Through knowledge of the past our pupils make sense of the world in which they live and develop an understanding of people and societies. We believe that it is important for pupils to understand chronology, historical concepts and vocabulary. Pupils are encouraged to make their own interpretations of the past based on a variety of sources and evidence. This includes use of contemporary writing, paintings, photographs, documents and historical reconstructions.

We introduce pupils to ancient civilisations and important events and developments in British and world history. Pupils begin with the study of early man through to ancient civilisations in China, India, Greece and Egypt. They explore the development of Rome before focusing on Britain and the world of ‘invaders and settlers’ Celts, Romans, Saxons and Vikings. Later years move to Norman, Medieval and Tudor periods. Finally, we investigate the Stuart era through to later industrial, economic and political changes in Britain.


Confidence is key in maths, and we want pupils to enjoy the challenge of unfamiliar problems. We aim to help pupils develop the skills and knowledge that will enable them to work effectively in the world at large, but also to enjoy and appreciate maths. We want our pupils to leave with a fascination for numbers and for ideas like infinity, relationships, pattern and order, as well as for a sense of mystery and space.

In Year 3 pupils explore the four number operations, handling data, number sequences, and basic fractions. In Year 4 pupils are introduced to topics including decimals, angles and probability. In Year 5, they begin to explore square and prime numbers, percentages, averages and algebra. In their final year at the Prep they carry out project-based work. They work increasingly independently to tackle problems, selecting and applying the appropriate maths solutions to real-life questions. Year 6 take part in national maths challenges and competitions.

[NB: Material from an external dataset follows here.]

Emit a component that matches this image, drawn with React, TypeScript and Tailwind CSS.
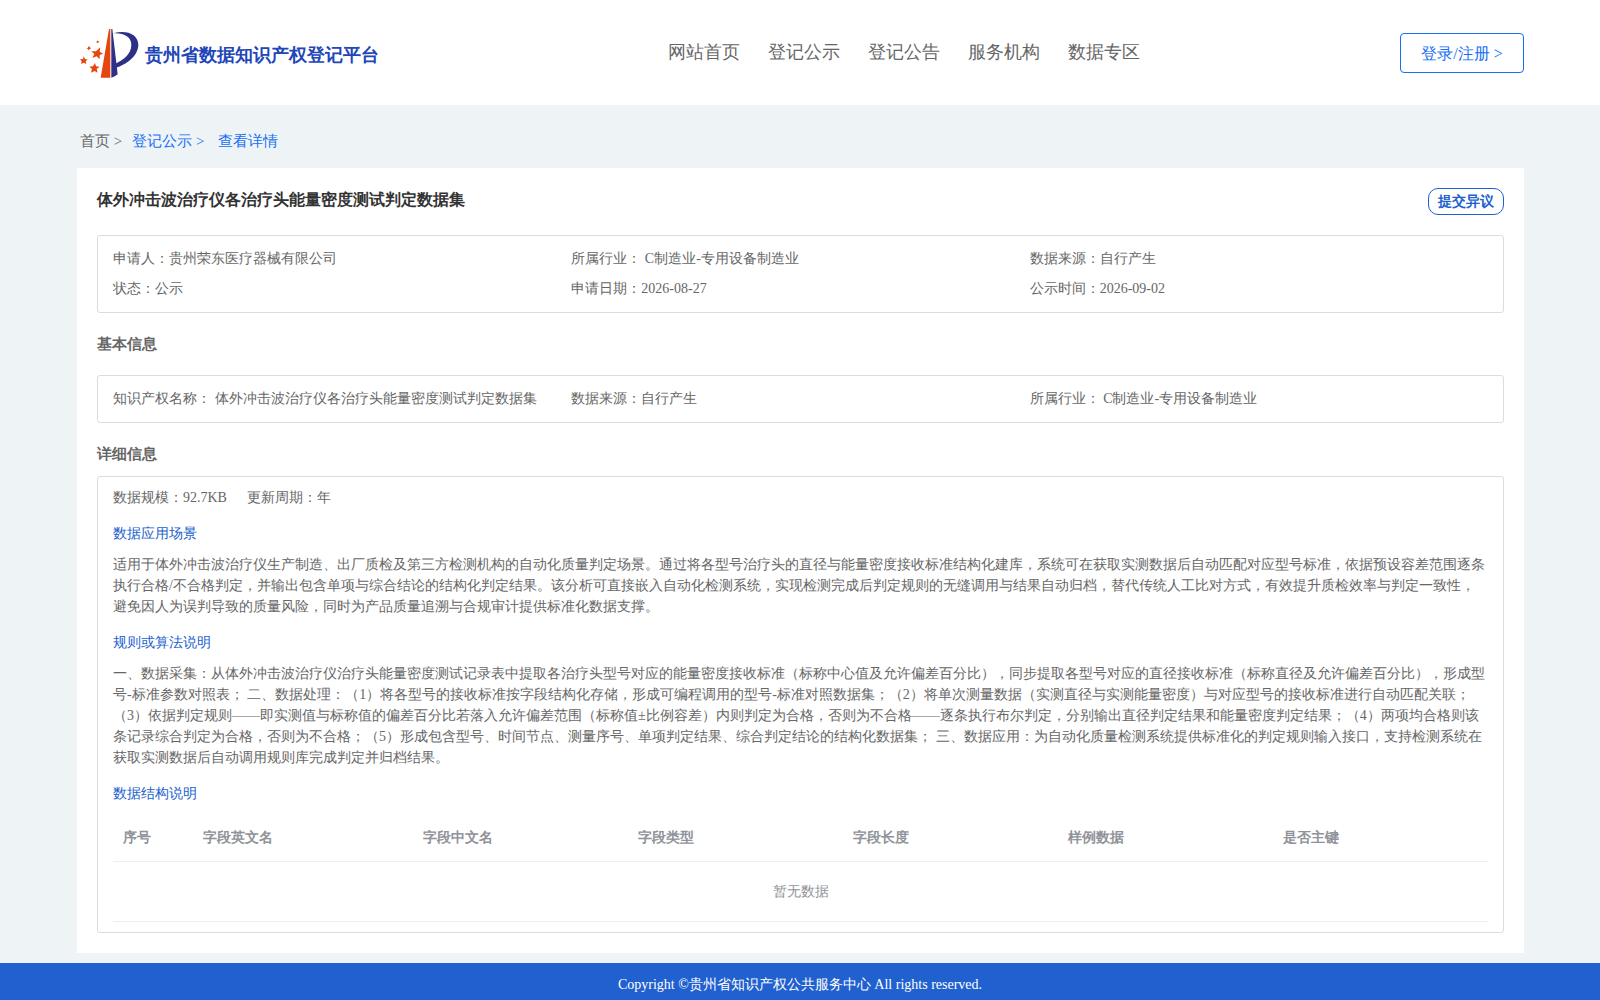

Music is a powerful means of communication. It brings people together and creates opportunities to work with one another using a language that transcends barriers. It’s a subject which really allows children to develop and extend their curriculum work beyond the classroom.

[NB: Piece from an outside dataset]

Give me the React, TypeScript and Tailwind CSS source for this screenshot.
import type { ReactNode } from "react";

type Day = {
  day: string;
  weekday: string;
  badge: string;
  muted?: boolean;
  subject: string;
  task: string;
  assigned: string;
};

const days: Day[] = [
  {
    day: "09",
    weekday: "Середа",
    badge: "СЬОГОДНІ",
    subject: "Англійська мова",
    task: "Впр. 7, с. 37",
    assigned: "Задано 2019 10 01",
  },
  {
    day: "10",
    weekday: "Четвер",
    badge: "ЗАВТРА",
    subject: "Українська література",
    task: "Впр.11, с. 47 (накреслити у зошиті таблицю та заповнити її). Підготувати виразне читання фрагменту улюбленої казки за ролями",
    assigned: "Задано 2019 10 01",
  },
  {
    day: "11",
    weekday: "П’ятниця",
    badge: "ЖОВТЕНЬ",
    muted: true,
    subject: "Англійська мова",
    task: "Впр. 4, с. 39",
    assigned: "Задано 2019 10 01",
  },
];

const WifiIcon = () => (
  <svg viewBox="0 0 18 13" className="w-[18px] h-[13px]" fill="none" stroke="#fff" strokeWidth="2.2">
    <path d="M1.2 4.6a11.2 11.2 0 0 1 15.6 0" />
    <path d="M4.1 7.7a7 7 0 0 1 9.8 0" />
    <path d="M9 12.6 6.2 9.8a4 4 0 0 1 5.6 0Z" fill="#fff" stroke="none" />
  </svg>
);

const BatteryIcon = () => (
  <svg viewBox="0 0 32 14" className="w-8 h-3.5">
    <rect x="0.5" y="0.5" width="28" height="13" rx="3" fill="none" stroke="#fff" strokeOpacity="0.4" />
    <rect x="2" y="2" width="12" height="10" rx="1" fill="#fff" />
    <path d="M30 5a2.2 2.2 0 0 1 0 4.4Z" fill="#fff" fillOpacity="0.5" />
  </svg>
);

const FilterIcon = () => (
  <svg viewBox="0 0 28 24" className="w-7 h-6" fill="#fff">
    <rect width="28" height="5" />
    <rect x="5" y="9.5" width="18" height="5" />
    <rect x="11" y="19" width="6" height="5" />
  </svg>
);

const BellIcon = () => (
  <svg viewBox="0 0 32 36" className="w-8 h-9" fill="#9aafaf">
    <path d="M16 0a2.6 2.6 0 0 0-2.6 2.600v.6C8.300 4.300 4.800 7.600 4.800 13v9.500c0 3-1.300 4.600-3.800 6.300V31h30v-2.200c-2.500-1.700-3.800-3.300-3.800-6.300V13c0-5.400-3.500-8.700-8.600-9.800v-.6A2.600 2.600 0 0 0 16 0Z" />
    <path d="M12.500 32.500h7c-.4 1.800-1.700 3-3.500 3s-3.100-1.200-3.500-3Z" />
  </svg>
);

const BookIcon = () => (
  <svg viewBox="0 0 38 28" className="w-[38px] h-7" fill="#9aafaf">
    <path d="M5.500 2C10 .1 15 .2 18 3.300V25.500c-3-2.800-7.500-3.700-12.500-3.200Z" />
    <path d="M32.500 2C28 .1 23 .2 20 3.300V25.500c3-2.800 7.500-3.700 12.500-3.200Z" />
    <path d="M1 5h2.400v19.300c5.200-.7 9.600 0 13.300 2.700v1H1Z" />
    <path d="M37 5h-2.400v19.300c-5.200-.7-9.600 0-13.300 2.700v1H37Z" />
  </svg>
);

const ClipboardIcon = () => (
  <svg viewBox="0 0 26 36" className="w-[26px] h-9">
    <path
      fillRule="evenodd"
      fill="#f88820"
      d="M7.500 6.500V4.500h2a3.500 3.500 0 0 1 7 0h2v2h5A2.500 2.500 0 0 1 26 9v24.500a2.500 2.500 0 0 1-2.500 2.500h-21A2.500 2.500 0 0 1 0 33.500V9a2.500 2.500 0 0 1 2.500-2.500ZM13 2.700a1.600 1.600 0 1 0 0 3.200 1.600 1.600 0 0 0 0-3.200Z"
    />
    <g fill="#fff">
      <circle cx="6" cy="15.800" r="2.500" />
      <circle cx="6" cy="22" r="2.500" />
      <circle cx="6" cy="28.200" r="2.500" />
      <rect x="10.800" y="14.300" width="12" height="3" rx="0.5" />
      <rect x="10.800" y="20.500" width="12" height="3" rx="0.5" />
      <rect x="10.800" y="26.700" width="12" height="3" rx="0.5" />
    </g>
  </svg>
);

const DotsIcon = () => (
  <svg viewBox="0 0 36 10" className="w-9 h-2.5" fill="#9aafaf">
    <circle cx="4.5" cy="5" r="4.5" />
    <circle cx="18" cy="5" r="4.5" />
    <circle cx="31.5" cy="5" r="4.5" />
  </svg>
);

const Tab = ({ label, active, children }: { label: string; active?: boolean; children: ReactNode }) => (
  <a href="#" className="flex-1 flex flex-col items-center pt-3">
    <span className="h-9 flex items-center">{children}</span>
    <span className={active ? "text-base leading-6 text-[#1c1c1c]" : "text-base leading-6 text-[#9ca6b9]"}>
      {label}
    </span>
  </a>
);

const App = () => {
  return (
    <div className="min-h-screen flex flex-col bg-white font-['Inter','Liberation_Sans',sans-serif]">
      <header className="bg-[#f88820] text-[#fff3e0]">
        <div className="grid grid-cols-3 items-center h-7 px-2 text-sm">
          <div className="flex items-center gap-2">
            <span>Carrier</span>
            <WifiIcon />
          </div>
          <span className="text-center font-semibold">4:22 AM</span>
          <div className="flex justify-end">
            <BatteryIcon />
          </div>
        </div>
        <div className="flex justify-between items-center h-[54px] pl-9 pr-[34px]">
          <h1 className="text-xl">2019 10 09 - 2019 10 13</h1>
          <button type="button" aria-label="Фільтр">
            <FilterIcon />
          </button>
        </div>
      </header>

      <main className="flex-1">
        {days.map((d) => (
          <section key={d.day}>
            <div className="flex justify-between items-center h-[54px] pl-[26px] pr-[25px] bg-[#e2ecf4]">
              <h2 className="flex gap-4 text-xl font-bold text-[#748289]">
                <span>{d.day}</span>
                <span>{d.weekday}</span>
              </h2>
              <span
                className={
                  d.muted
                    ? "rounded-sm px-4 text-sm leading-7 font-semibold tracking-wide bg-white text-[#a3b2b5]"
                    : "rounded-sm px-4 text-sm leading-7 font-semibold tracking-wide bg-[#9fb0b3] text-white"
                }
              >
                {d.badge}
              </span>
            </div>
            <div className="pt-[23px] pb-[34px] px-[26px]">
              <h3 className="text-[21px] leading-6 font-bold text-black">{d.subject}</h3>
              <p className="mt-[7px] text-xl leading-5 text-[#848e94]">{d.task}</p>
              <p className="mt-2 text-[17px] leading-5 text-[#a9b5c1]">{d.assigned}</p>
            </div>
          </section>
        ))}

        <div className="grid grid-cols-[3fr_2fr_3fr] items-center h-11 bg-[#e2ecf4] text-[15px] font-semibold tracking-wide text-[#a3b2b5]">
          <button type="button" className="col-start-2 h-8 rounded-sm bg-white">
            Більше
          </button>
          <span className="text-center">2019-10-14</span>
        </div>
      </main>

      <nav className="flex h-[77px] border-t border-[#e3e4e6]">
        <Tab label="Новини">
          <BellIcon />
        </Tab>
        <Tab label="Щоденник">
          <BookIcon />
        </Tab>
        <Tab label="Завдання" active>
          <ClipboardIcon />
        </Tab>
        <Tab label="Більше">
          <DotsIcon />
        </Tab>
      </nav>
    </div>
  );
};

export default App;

In Year 3, pupils are introduced to key musical concepts and the elements of pitch, rhythm, dynamics, tempo and duration. In Year 4, pupils explore the instruments of the orchestra. In Year 5, pupils are introduced to the Pentatonic Scale and the principals of melody writing. In their final year, we dedicate a portion of the curriculum to all the aspects of a musical production, which is performed by all Year 6 pupils.

PE and Games

Our aim is for children to leave the Prep a with a love of PE, physical activity & sport. Children experience a wide variety of sports and performance-based activities, in school fixtures, house matches and sports days. We endeavour to assist pupils through their physical stages of development and encourage them to make good decisions to enhance this in the hope that children will realise their own personal sport and activity preferences whilst pursuing a healthy, active lifestyle in their future.

We divide sport into PE (gymnastics, volleyball, basketball, lacrosse) and games (hockey, rugby, football, netball and cricket). Throughout their time at the school, we aim to progress our pupils’ abilities in all these areas. In Year 3 we start with a focus on gross motor skills developing the fundamental basics of movement using games and activities. By Year 6 we are encourage pupils to take responsibility for their own learning through pupil-led activities and group tasks.


We aim to equip pupils with the knowledge, skills and understanding to deal with life’s everyday challenges and lead confident, healthy and independent lives. Alongside dedicated lessons, PSHE is delivered implicitly as well as explicitly across the curriculum and through many areas of school life. Assemblies, form time, buddy schemes and campaigns like Anti-Bullying Week, Safer Internet Day and Mental Health Awareness Week all contribute to the core themes of health and wellbeing, relationships and living in the wider world.

In Year 3, pupils learn how to forge positive friendships, recognise and express emotions, and be sensitive to their environment. In Year 4, children explore how to manage risk and develop skills for coping with strong emotions and change. Pupils in Year 5 study the impact of peer pressure whilst developing their self-awareness and communication skills. In Year 6, children investigate prejudice and discrimination, consider how to manage personal finance and develop further understanding of relationships.

Religious Education

We teach pupils tolerance and respect for other cultures and faiths, through an understanding of the nature of religion, beliefs and practice. This includes understanding what and how people worship, what creates feelings such as awe, wonder, reverence and humility and how religious faith affects people’s everyday lives. They learn to understand the value of living in a multicultural, multi-faith and multi-lingual society and are encouraged to develop open minds, forming opinions based on evidence and argument.

Pupils grow to understand the key concepts, beliefs and practices of Christianity and five of the other major world faiths. We explore prayer, symbolism and festivals, influence, caring, worship and attitudes towards living things, key events and influential figures from each faith’s history and at how they are commemorated by followers. Year 6 receive an introduction to philosophy and confront the ‘ultimate questions’. Moving outside the classroom, we aim to establish links, where appropriate, with local churches and other religious communities and their members.


We provide a range of experiences which foster intellectual curiosity across the breadth of scientific knowledge with a focus on investigation, developing an enquiring mind and a scientific approach to problem solving. Children learn key practical skills alongside a wealth of knowledge and understanding. Children benefit from two ‘senior school’ style labs, fully kitted with a variety of specialist equipment.

In Year 3, pupils start to learn the scientific process building up to full scientific investigations in Year 6. Year 3 pupils explore ideas around life processes, materials, light and sound. In Year 4, pupils learn about the particle model in changing states, microbes and energy. In Year 5, the pupils build on these core principles and take a look at chemical reactions, photosynthesis and forces. By the end of Year 6, they deepen further their understanding of the human body, looking at the heart and lungs, make use of the Bunsen burners in dissolving and explore colours in light.